The SCI finished modestly higher on Monday as gains from the resource stocks were limited by weakness from the financials and properties.

For the day, the index advanced 29.89 points or 0.86 percent to finish at 3,502.96 after trading between 3,457.21 and 3,511.66. The Shenzhen Composite Index spiked 57.17 points or 2.45 percent to end at 2,386.54.

Among the actives, Industrial and Commercial Bank of China collected 0.40 percent, while Bank of China shed 0.31 percent, China Construction Bank lost 0.48 percent, China Merchants Bank tumbled 1.77 percent, Bank of Communications fell 0.22 percent, China Life Insurance skidded 1.46 percent, Jiangxi Copper skyrocketed 7.17 percent, Aluminum Corp of China (Chalco) surged 4.13 percent, Yanzhou Coal climbed 1.19 percent, Anhui Conch Cement jumped 1.28 percent, PetroChina advanced 0.96 percent, China Shenhua Energy eased 0.11 percent, Gemdale plummeted 4.59 percent, Poly Developments plunged 3.35 percent, China Vanke tanked 3.21 percent and China Petroleum and Chemical (Sinopec) and China Minsheng Bank were unchanged.

The lead from Wall Street is broadly negative as stocks shook off a steady start on Monday and headed sharply lower as the day progressed, cutting into recent gains.

The Dow tumbled 382.59 points or 1.25 percent to finish at 30,223.89, while the NASDAQ dropped 189.83 points or 1.47 percent to end at 12,698.45 and the S&P 500 sank 55.42 points or 1.48 percent to close at 3,700.65.

Upward momentum to start the New Year contributed to the initial strength on Wall Street, although buying interest waned shortly after the open.

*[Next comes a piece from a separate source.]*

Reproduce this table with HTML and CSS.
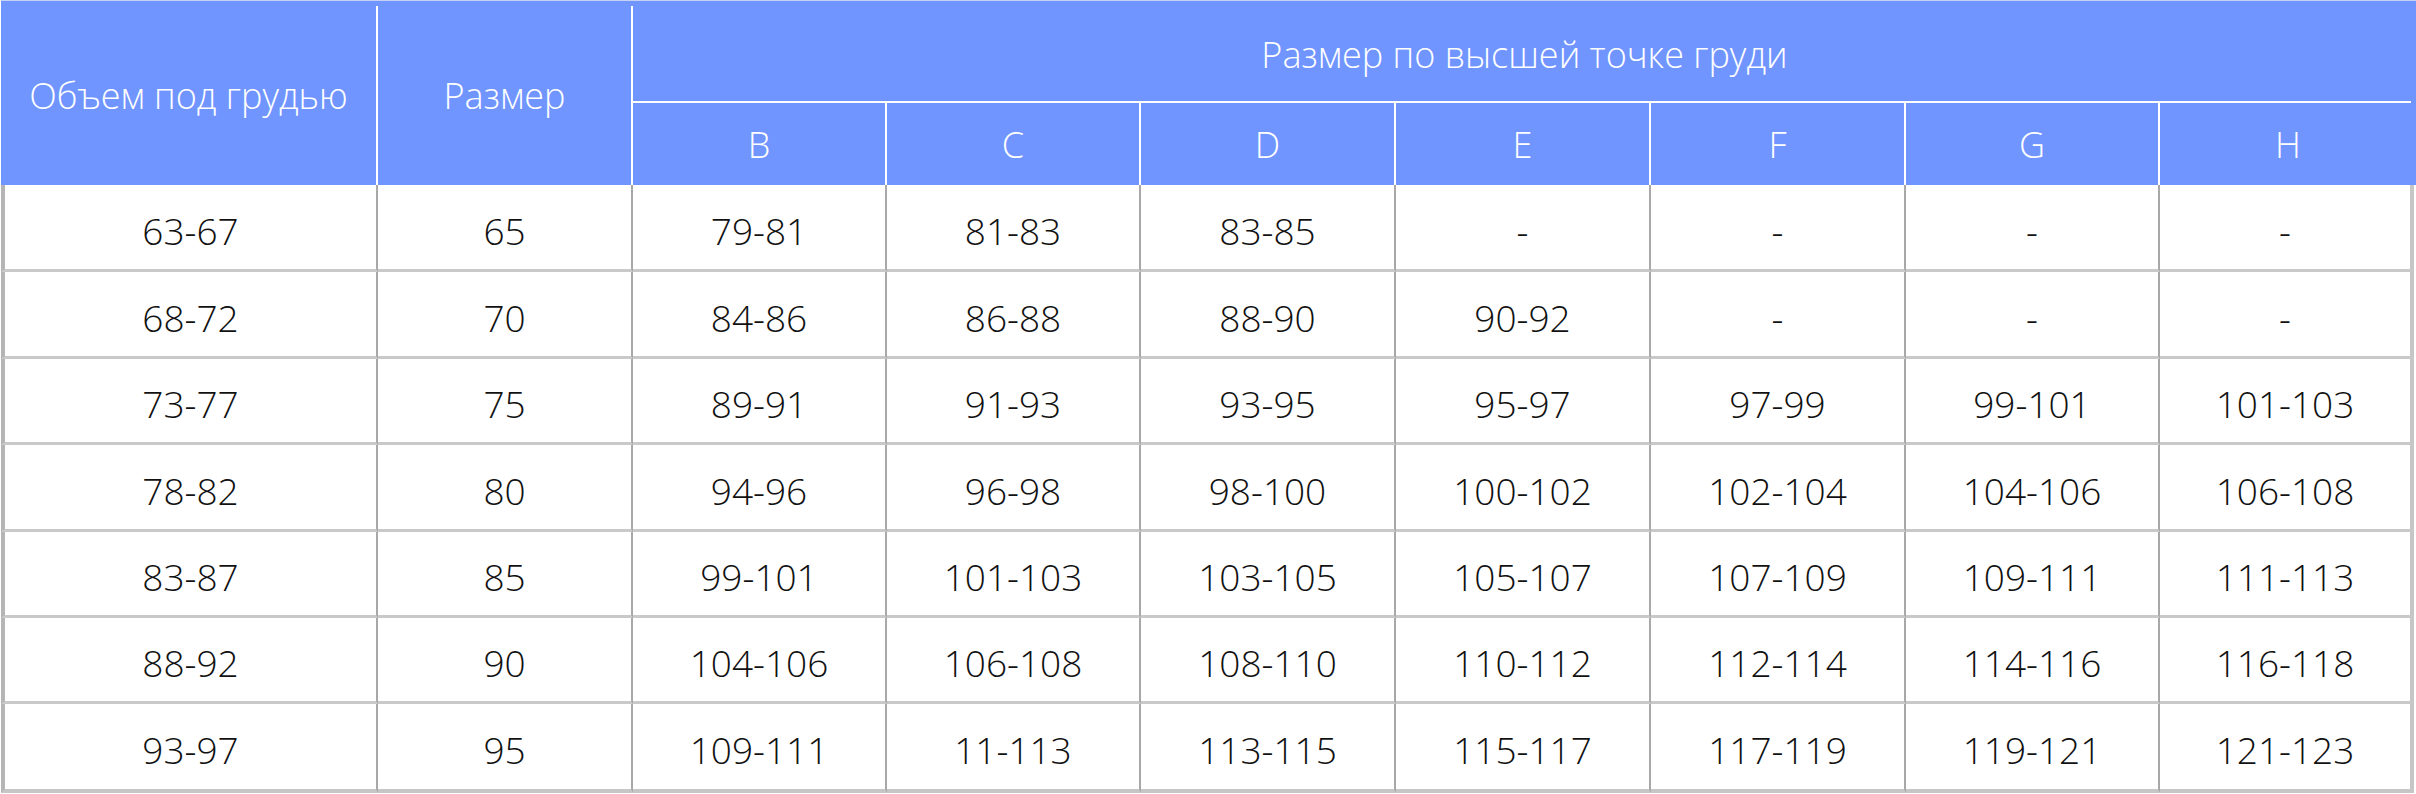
FILE: index.html
```html
<!DOCTYPE html>
<html lang="ru">
<head>
<meta charset="utf-8">
<title>Таблица размеров</title>
<link rel="stylesheet" href="styles.css">
</head>
<body>
<div class="sheet">
  <div class="cap"></div>
  <div class="grid">
    <div class="h h-main h-sep">Объем под грудью</div>
    <div class="h h-main2 h-sep">Размер</div>
    <div class="h h-group">Размер по высшей точке груди</div>
    <div class="h h-sub h-sep">B</div>
    <div class="h h-sub h-sep">C</div>
    <div class="h h-sub h-sep">D</div>
    <div class="h h-sub h-sep">E</div>
    <div class="h h-sub h-sep">F</div>
    <div class="h h-sub h-sep">G</div>
    <div class="h h-sub">H</div>

    <div class="c first">63-67</div><div class="c">65</div><div class="c">79-81</div><div class="c">81-83</div><div class="c">83-85</div><div class="c">-</div><div class="c">-</div><div class="c">-</div><div class="c last">-</div>
    <div class="c first">68-72</div><div class="c">70</div><div class="c">84-86</div><div class="c">86-88</div><div class="c">88-90</div><div class="c">90-92</div><div class="c">-</div><div class="c">-</div><div class="c last">-</div>
    <div class="c first">73-77</div><div class="c">75</div><div class="c">89-91</div><div class="c">91-93</div><div class="c">93-95</div><div class="c">95-97</div><div class="c">97-99</div><div class="c">99-101</div><div class="c last">101-103</div>
    <div class="c first">78-82</div><div class="c">80</div><div class="c">94-96</div><div class="c">96-98</div><div class="c">98-100</div><div class="c">100-102</div><div class="c">102-104</div><div class="c">104-106</div><div class="c last">106-108</div>
    <div class="c first">83-87</div><div class="c">85</div><div class="c">99-101</div><div class="c">101-103</div><div class="c">103-105</div><div class="c">105-107</div><div class="c">107-109</div><div class="c">109-111</div><div class="c last">111-113</div>
    <div class="c first">88-92</div><div class="c">90</div><div class="c">104-106</div><div class="c">106-108</div><div class="c">108-110</div><div class="c">110-112</div><div class="c">112-114</div><div class="c">114-116</div><div class="c last">116-118</div>
    <div class="c first end">93-97</div><div class="c end">95</div><div class="c end">109-111</div><div class="c end">11-113</div><div class="c end">113-115</div><div class="c end">115-117</div><div class="c end">117-119</div><div class="c end">119-121</div><div class="c last end">121-123</div>
  </div>
</div>
</body>
</html>
```

FILE: styles.css
```css
html, body {
  margin: 0;
  padding: 0;
  background: #ffffff;
}

body {
  font-family: "Open Sans", "Liberation Sans", sans-serif;
  font-weight: 300;
}

.sheet {
  width: 2415px;
  margin-left: 1px;
}

.cap {
  height: 5px;
  background: #7095ff;
  border-top: 1px solid #c7d2f3;
}

.grid {
  display: grid;
  grid-template-columns: 377px 255px 254px 254px 255px 255px 255px 254px 256px;
  grid-template-rows: 97px 82px 87px 87px 86px 87px 86px 86px 89px;
}

.h {
  box-sizing: border-box;
  background: #7095ff;
  color: #ffffff;
  display: flex;
  align-items: center;
  justify-content: center;
  font-size: 36px;
  white-space: nowrap;
}

.h-sep {
  border-right: 2px solid #ffffff;
}

.h-main {
  grid-row: 1 / span 2;
  grid-column: 1;
}

.h-main2 {
  grid-row: 1 / span 2;
  grid-column: 2;
}

.h-group {
  grid-row: 1;
  grid-column: 3 / span 7;
  background-image: linear-gradient(#ffffff, #ffffff);
  background-size: calc(100% - 5px) 2px;
  background-position: left bottom;
  background-repeat: no-repeat;
}

.h-sub {
  grid-row: 2;
}

.c {
  box-sizing: border-box;
  display: flex;
  align-items: center;
  justify-content: center;
  padding-top: 6px;
  font-size: 37px;
  color: #111111;
  border-right: 2px solid #a8a8a8;
  border-bottom: 3px solid #c9c9c9;
  white-space: nowrap;
}

.c.first {
  border-left: 4px solid #b5b5b5;
}

.c.last {
  border-right: 4px solid #c6c6c6;
  margin-right: 2px;
}

.c.end {
  border-bottom: 4px solid #c6c6c6;
}
```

The subsequent pullback partly reflected profit taking after the Dow and the S&P 500 reached new record intraday highs.

Traders also were reluctant to push stocks higher amid uncertainty ahead of two key Senate runoffs in Georgia later today. Their outcome will determine which party controls the Senate and could have a major impact on what President-elect Joe Biden is able to accomplish.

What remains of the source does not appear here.